Le Commissariat à l’énergie atomique et aux énergies renouvelables (CEA) a ajouté dans un laconique communiqué que la « perspective du développement industriel » des réacteurs de quatrième génération n’était « plus envisagée avant la deuxième moitié de ce siècle ».
Astrid – acronyme de Advanced Sodium Technological Reactor for Industrial Demonstration – est un projet de réacteur à neutrons rapide, dit de génération quatre (l’EPR en construction constitue la génération trois, et les tranches en service actuellement en France forment la génération deux), refroidi au sodium.
Un projet contrarié
Il devait être construit à un horizon 2030 sur le site du CEA à Marcoule, au sud de la France, et sa capacité prévue sera de 600 MW. Une technologie fondée sur les réacteurs Phénix (250 MW) et Superphénix (1 200 MW) tous deux arrêtés désormais. Et une technologie relancée dans un cadre international, le Forum GIV, qui visait à étudier six types de réacteurs nucléaires de quatrième génération.
Jusqu’alors, l’objectif, annoncé sous la présidence de Jacques Chirac, était d’exploiter un réacteur de démonstration rapide en France autour de 2030 après avoir pris une décision de construction en 2024. Mais la programmation pluriannuelle de l’énergie du gouvernement en janvier dernier indiquait qu’en raison de la grande disponibilité d’uranium, une série de réacteurs rapides ne serait pas nécessaire au plus tôt avant la deuxième moitié du siècle. Ce que confirme le communiqué du CEA daté de vendredi 30 août.
Des enjeux multiples
La déclaration du CEA fait suite à un article paru jeudi dans Le Monde, citant une source anonyme au CEA, que ce dernier avait complètement abandonné le projet Astrid et que l’équipe dédiée au projet (25 personnes) avait été démantelée en février.
Le CEA déclare dans son communiqué que, sur la base de ses engagements pris avec les pouvoirs publics, le CEA « proposera d’ici la fin de cette année un programme de recherche révisé sur les réacteurs de quatrième génération pour 2020 et les années suivantes. »
Le CEA ajoute que le programme de recherche de quatrième génération qu’il entend proposer vise à lui permettre de maintenir son expertise dans la technologie des réacteurs refroidis au sodium.
Un rapport de la Cour des Comptes publié en 2017 indiquait que 738 millions d’euros avaient déjà été dépensés pour le programme Astrid, dont 500 millions d’euros provenant du programme d’investissements d’avenir (PIA) du gouvernement français.

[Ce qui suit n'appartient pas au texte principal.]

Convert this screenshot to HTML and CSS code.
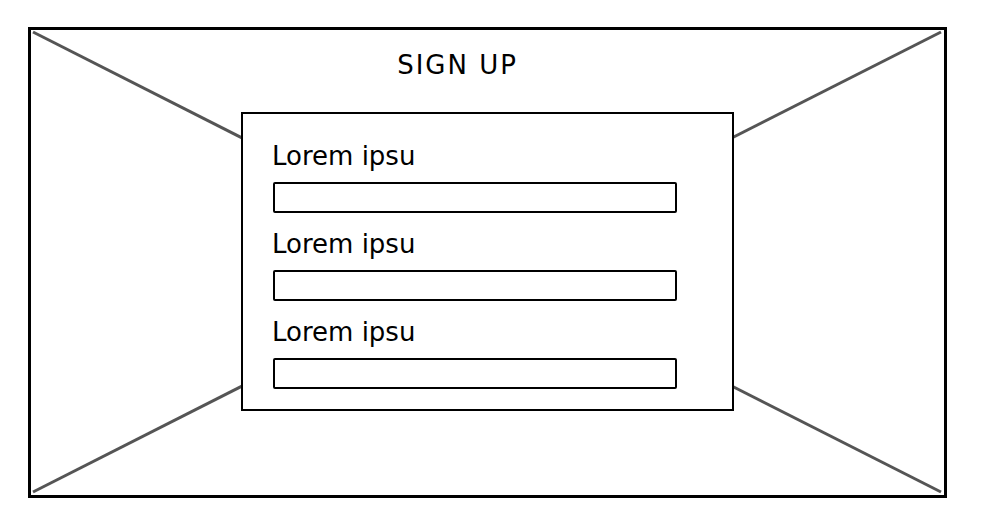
FILE: index.html
```html
<!DOCTYPE html>
<html lang="en">
<head>
    <meta charset="UTF-8">
    <meta name="viewport" content="width=device-width, initial-scale=1.0">
    <title>Sign up</title>
    <link rel="stylesheet" href="styles.css">
</head>
<body>
    <div class="frame">
        <svg class="cross" viewBox="0 0 913 465" preserveAspectRatio="none">
            <line x1="2" y1="2" x2="910" y2="462" />
            <line x1="910" y1="2" x2="2" y2="462" />
        </svg>

        <h1 class="titulo">SIGN UP</h1>

        <form class="cartao">
            <div class="campo">
                <label>Lorem ipsu</label>
                <input type="text">
            </div>
            <div class="campo">
                <label>Lorem ipsu</label>
                <input type="text">
            </div>
            <div class="campo">
                <label>Lorem ipsu</label>
                <input type="text">
            </div>
        </form>
    </div>
</body>
</html>
```

FILE: styles.css
```css
body {
    margin: 0;
    background-color: #fff;
    font-family: "DejaVu Sans", Arial, sans-serif;
    color: #000;
}

.frame {
    position: relative;
    box-sizing: border-box;
    width: 919px;
    height: 471px;
    margin: 27px 0 0 28px;
    border: 3px solid #000;
    display: flex;
    flex-direction: column;
    align-items: center;
}

/* o X do placeholder fica por baixo de tudo */
.cross {
    position: absolute;
    inset: 0;
    width: 100%;
    height: 100%;
}

.cross line {
    stroke: #555;
    stroke-width: 3;
    vector-effect: non-scaling-stroke;
}

.titulo {
    position: relative;
    margin: 20px 0 0;
    padding-right: 60px;
    font-size: 26px;
    font-weight: 400;
    line-height: 30px;
    letter-spacing: 2px;
}

.cartao {
    position: relative;
    box-sizing: border-box;
    width: 493px;
    height: 299px;
    margin-top: 32px;
    padding: 27px 0 0 30px;
    background-color: #fff;
    border: 2px solid #000;
    display: flex;
    flex-direction: column;
    gap: 16px;
}

.campo {
    display: flex;
    flex-direction: column;
    gap: 11px;
}

.campo label {
    font-size: 26px;
    line-height: 30px;
    margin-left: -1px;
}

.campo input {
    box-sizing: border-box;
    width: 404px;
    height: 31px;
    margin: 0;
    border: 2px solid #000;
    border-radius: 2px;
    background: #fff;
}
```
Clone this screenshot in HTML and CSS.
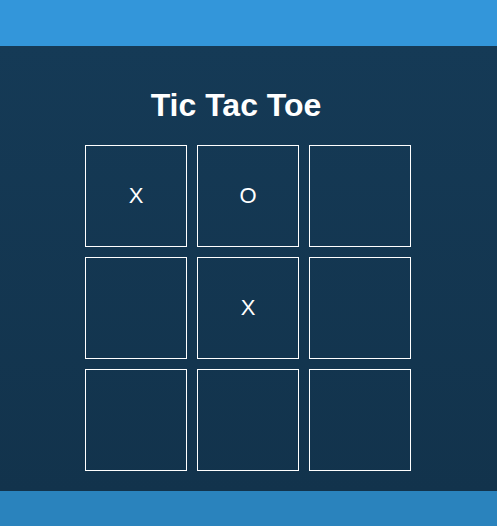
FILE: index.html
```html
<!DOCTYPE html>
<html>
<head>
<meta charset="utf-8">
<link rel="stylesheet" href="styles.css">
</head>
<body>
<header class="topbar"></header>
<main class="game">
  <h1 class="title">Tic Tac Toe</h1>
  <div class="board">
    <div class="cell">X</div>
    <div class="cell">O</div>
    <div class="cell"></div>
    <div class="cell"></div>
    <div class="cell">X</div>
    <div class="cell"></div>
    <div class="cell"></div>
    <div class="cell"></div>
    <div class="cell"></div>
  </div>
</main>
<footer class="bottombar"></footer>
</body>
</html>
```
FILE: styles.css
```css
html, body {
  margin: 0;
  padding: 0;
}
body {
  font-family: "Liberation Sans", Arial, sans-serif;
  color: #fff;
  display: flex;
  flex-direction: column;
  height: 526px;
  overflow: hidden;
}
.topbar {
  height: 46px;
  background: #3396da;
  flex: none;
}
.game {
  height: 445px;
  flex: none;
  box-sizing: border-box;
  padding-top: 39px;
  background: linear-gradient(#153a56, #12334c);
  display: flex;
  flex-direction: column;
  align-items: center;
}
.title {
  margin: 0;
  font-size: 32px;
  line-height: 40px;
  font-weight: bold;
  padding-right: 25px;
}
.board {
  margin-top: 20px;
  margin-right: 1px;
  display: grid;
  grid-template-columns: repeat(3, 102px);
  grid-auto-rows: 102px;
  gap: 10px;
}
.cell {
  border: 1px solid #fff;
  display: flex;
  align-items: center;
  justify-content: center;
  font-size: 22px;
}
.bottombar {
  flex: 1;
  background: #2a83bd;
}
```
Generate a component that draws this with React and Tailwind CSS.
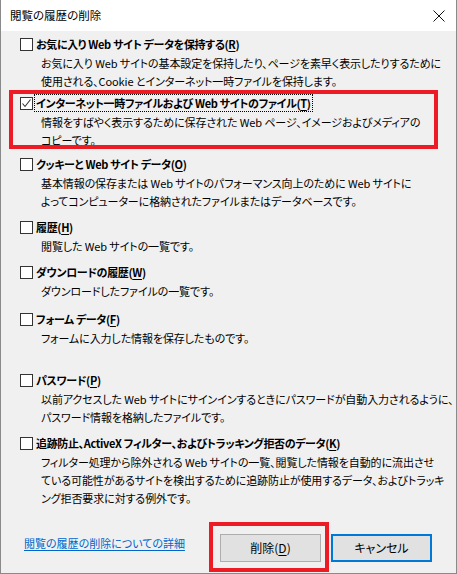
import React from 'react';

const items = [
  {
    label: 'お気に入り Web サイト データを保持する',
    key: 'R',
    desc: ['お気に入り Web サイトの基本設定を保持したり、ページを素早く表示したりするために', '使用される、Cookie とインターネット一時ファイルを保持します。'],
    mt: 'mt-[4px]',
  },
  {
    label: 'インターネット一時ファイルおよび Web サイトのファイル',
    key: 'T',
    desc: ['情報をすばやく表示するために保存された Web ページ、イメージおよびメディアの', 'コピーです。'],
    mt: 'mt-[4px]',
    checked: true,
  },
  {
    label: 'クッキーと Web サイト データ',
    key: 'O',
    desc: ['基本情報の保存または Web サイトのパフォーマンス向上のために Web サイトに', 'よってコンピューターに格納されたファイルまたはデータベースです。'],
    mt: 'mt-[6px]',
  },
  { label: '履歴', key: 'H', desc: ['閲覧した Web サイトの一覧です。'], mt: 'mt-[8px]' },
  { label: 'ダウンロードの履歴', key: 'W', desc: ['ダウンロードしたファイルの一覧です。'], mt: 'mt-[8px]' },
  { label: 'フォーム データ', key: 'F', desc: ['フォームに入力した情報を保存したものです。'], mt: 'mt-[10px]' },
  {
    label: 'パスワード',
    key: 'P',
    desc: ['以前アクセスした Web サイトにサインインするときにパスワードが自動入力されるように、', 'パスワード情報を格納したファイルです。'],
    mt: 'mt-[24px]',
  },
  {
    label: '追跡防止、ActiveX フィルター、およびトラッキング拒否のデータ',
    key: 'K',
    desc: [
      'フィルター処理から除外される Web サイトの一覧、閲覧した情報を自動的に流出させ',
      'ている可能性があるサイトを検出するために追跡防止が使用するデータ、およびトラッキ',
      'ング拒否要求に対する例外です。',
    ],
    mt: 'mt-[8px]',
  },
];

function Checkbox({ checked }) {
  return (
    <span className="w-[13px] h-[13px] border border-[#333333] bg-white flex items-center justify-center shrink-0">
      {checked && (
        <svg width="11" height="11" viewBox="0 0 11 11">
          <path d="M1.5 5.5 L4 8.5 L9.5 1.5" fill="none" stroke="#333333" strokeWidth="1.1" />
        </svg>
      )}
    </span>
  );
}

function Item({ item }) {
  return (
    <div className={item.mt}>
      <div className="h-[18px] flex items-center pl-[19px]">
        <Checkbox checked={item.checked} />
        <span
          className={
            'ml-[2px] px-[1px] leading-[16px] font-semibold tracking-[-0.35px] whitespace-nowrap ' +
            (item.checked ? 'outline outline-1 outline-dotted outline-black' : '')
          }
        >
          {item.label}(<span className="underline underline-offset-2">{item.key}</span>)
        </span>
      </div>
      <div className="mt-[1px] pl-[40px] leading-[18px] tracking-[-0.1px]">
        {item.desc.map((line) => (
          <div key={line} className="whitespace-nowrap">{line}</div>
        ))}
      </div>
    </div>
  );
}

export default function App() {
  return (
    <div
      className="relative w-[457px] h-[574px] bg-[#f0f0f0] text-[11px] text-black [font-feature-settings:'palt'] border-x border-b border-[#8a8a8a] overflow-hidden"
      style={{ fontFamily: '"Noto Sans CJK JP", "Noto Sans", sans-serif' }}
    >
      {/* title bar */}
      <div className="h-[31px] bg-white flex items-center justify-between pl-[9px] pr-[11px]">
        <span className="text-[11.5px]">閲覧の履歴の削除</span>
        <svg width="12" height="12" viewBox="0 0 12 12">
          <path d="M0.5 0.5 L11.5 11.5 M11.5 0.5 L0.5 11.5" stroke="#111111" strokeWidth="1" />
        </svg>
      </div>

      <div className="flex flex-col">
        {items.map((item) => (
          <Item key={item.key} item={item} />
        ))}
      </div>

      {/* footer */}
      <div className="flex items-start mt-[27px] pl-[23px]">
        <a className="mt-[1px] text-[#0066cc] underline underline-offset-2 whitespace-nowrap">閲覧の履歴の削除についての詳細</a>
        <div className="flex gap-[10px] ml-auto mr-[24px]">
          <button className="w-[101px] h-[28px] bg-[#e1e1e1] border border-[#adadad] text-[12px]">
            削除(<span className="underline underline-offset-2">D</span>)
          </button>
          <button className="w-[101px] h-[28px] bg-[#e1e1e1] border-2 border-[#0078d7] text-[12px]">キャンセル</button>
        </div>
      </div>

      {/* annotation boxes */}
      <div className="absolute left-[8px] top-[90px] w-[429px] h-[59px] border-4 border-[#ed1c24] pointer-events-none" />
      <div className="absolute left-[208px] top-[522px] w-[120px] h-[50px] border-4 border-[#ed1c24] pointer-events-none" />
    </div>
  );
}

L’enjeu d’Astrid était également, selon le CEA, de « fermer » le cycle du combustible, en « brûlant » le plutonium issu du retraitement des combustibles usés dans les réacteurs de génération deux et trois. Ce report risque ainsi de ne pas être sans conséquence sur la « doctrine » française qui vise à considérer toutes les matières nucléaires nobles (donc avec de l’uranium et du plutonium) comme valorisables, les excluant des déchets, même si, la PPE souligne la poursuite de cette voie. Les débats sur la Plan national de gestion des matières et déchets radioactifs, en cours s’instruction, qui jusqu’alors conservait cette doctrine, risquent d’être relancés par la décision de reporter sine die Astrid… Et de relancer le débat sur un potentiel stockage de combustibles usés dans le futur centre de stockage ultime des déchets de haute et de moyenne activités à vie longue, Cigéo.
Au plan international aussi, cette décision présente un enjeu. Au-delà du Forum GIV, en 2014, aux termes d’un accord entre la France et le Japon, le Japon aurait accepté de payer une partie non divulguée du coût de la construction du réacteur rapide Astrid, dans l’espoir d’obtenir des connaissances techniques et une expérience opérationnelle. La France visait aussi la possibilité de tester certains combustibles pour Astrid dans le prototype nippon, Monju (240 MW), qui avait enregistré nombre de déboires.
Les organisations environnementales se sont toutes réjouies de cette décision d’arrêt. En revanche, Bruno Retailleau, président du groupe Les Républicains au Sénat, s’est fendu d’un communiqué estimant que « nous ne pourrons pas protéger notre environnement sans la recherche et l’innovation », estime que c’est « une faute, écologique, stratégique et politique », et accuse le gouvernement de céder « aux ayatollahs d’une écologie régressive et décroissante ».